What you need to know:

Arbitration panels may be permitted to conduct ex parte meetings with panel-retained experts, so long as the panel provides the parties with other procedural safeguards to ensure a fair hearing.

What you need to do:

Reinsurers and insurers should consider agreeing in advance of arbitration proceedings whether to empower the panel to retain its own experts and, if so, whether the panel may conduct ex parte meetings with such experts.


In an action to vacate an arbitration award, the Ninth Circuit ruled, in United States Life Insurance Co. v. Superior National Insurance Co., that an arbitration panel’s ex parte meeting with panel-retained experts did not violate the Federal Arbitration Act.

US Life reinsured Superior National Insurance Company and other insurers, collectively known as SNICIL. US Life alleged that SNICIL had engaged in improper claims handling practices, resulting in bills to US Life in excess of the amounts due under the reinsurance contract. The parties agreed to arbitrate the claim and selected a three-person panel in the usual fashion, with each party selecting an arbitrator and the two arbitrators selecting a neutral third member. After a hearing in which each party presented its own expert testimony, the panel was unable to reach a decision and advised the parties that two panel-appointed experts would be retained to review the bills at issue.

The panel determined that it would meet privately with the experts. After the ex parte meeting, however, the panel-retained experts’ written conclusions were shared with the parties, a two-day hearing was held for the parties to question the experts and pre- and post-hearing briefs were allowed. The panel ultimately issued an award unfavorable to US Life, which filed an action to vacate the award under §10(a)(3) of the FAA because of the ex parte meeting.

Section 10(a)(3) of the FAA provides, in relevant part, that a US court may vacate an arbitration award “where the arbitrators were guilty of misconduct in … refusing to hear evidence pertinent and material to the controversy; or of any other misbehavior by which the rights of any party have been prejudiced.”

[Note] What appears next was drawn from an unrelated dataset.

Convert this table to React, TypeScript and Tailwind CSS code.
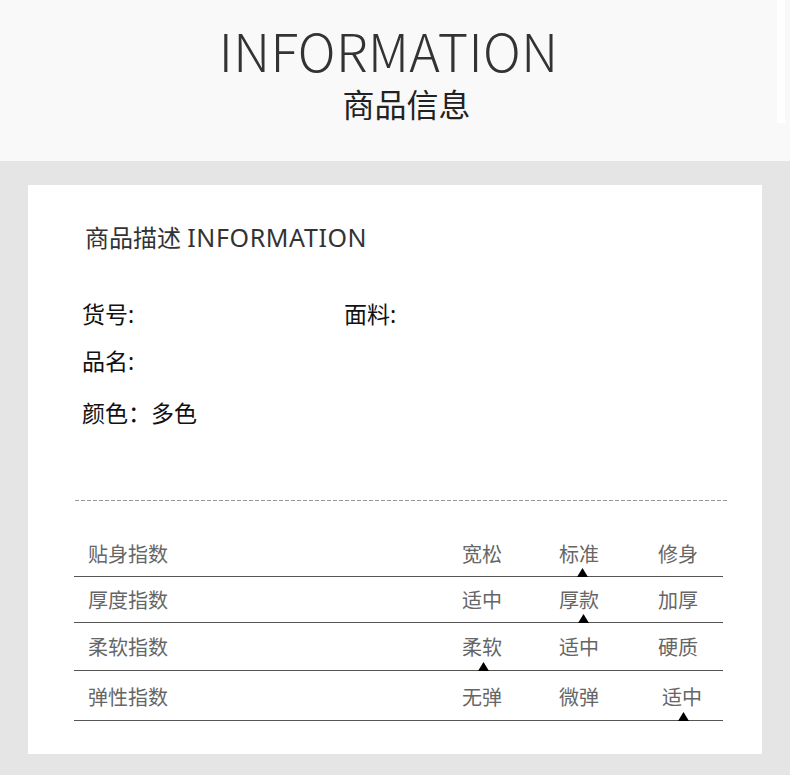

The Ninth Circuit held that the arbitrator’s ex parte meeting with the experts was neither a refusal to hear evidence pertinent and material to the controversy, nor misbehavior prejudicing the rights of the parties. The Court began its analysis by noting that arbitration is not governed by the federal courts’ strict procedural and evidentiary requirements, and held as follows:

  • The panel had authority to adopt its own rules of procedure, and it did.
  • The panel’s ex parte meeting with the panel-retained experts was not a refusal to hear pertinent and material evidence because, although the parties were not privy to what occurred during the ex parte meeting, the panel gave the parties ample opportunity to discover and critique the conclusions and qualifications of the panel-retained experts.
  • While the parties did not specifically stipulate to the ex parte meeting, they did allow the panel to adopt such other processes and procedures as the panel deemed fair and appropriate.

In reaching its holding, the Ninth Circuit expressly disagreed with caselaw from the Fifth Circuit stating that “[a]rbitrators cannot conduct ex parte hearings or receive evidence except in the presence of each other and of the parties, unless otherwise stipulated.” The Ninth Circuit found this prohibition to be too broad in light of the Supreme Court’s holding in Hall Street—i.e., that the FAA provides the exclusive grounds for vacating an arbitration award—because the FAA does not expressly prohibit ex parte contacts.


Under the FAA, the Ninth Circuit ruled that an arbitration panel may conduct ex parte meetings with panel-retained experts, as long as the arbitration process provides the parties with mechanisms to ensure a fundamentally fair arbitration.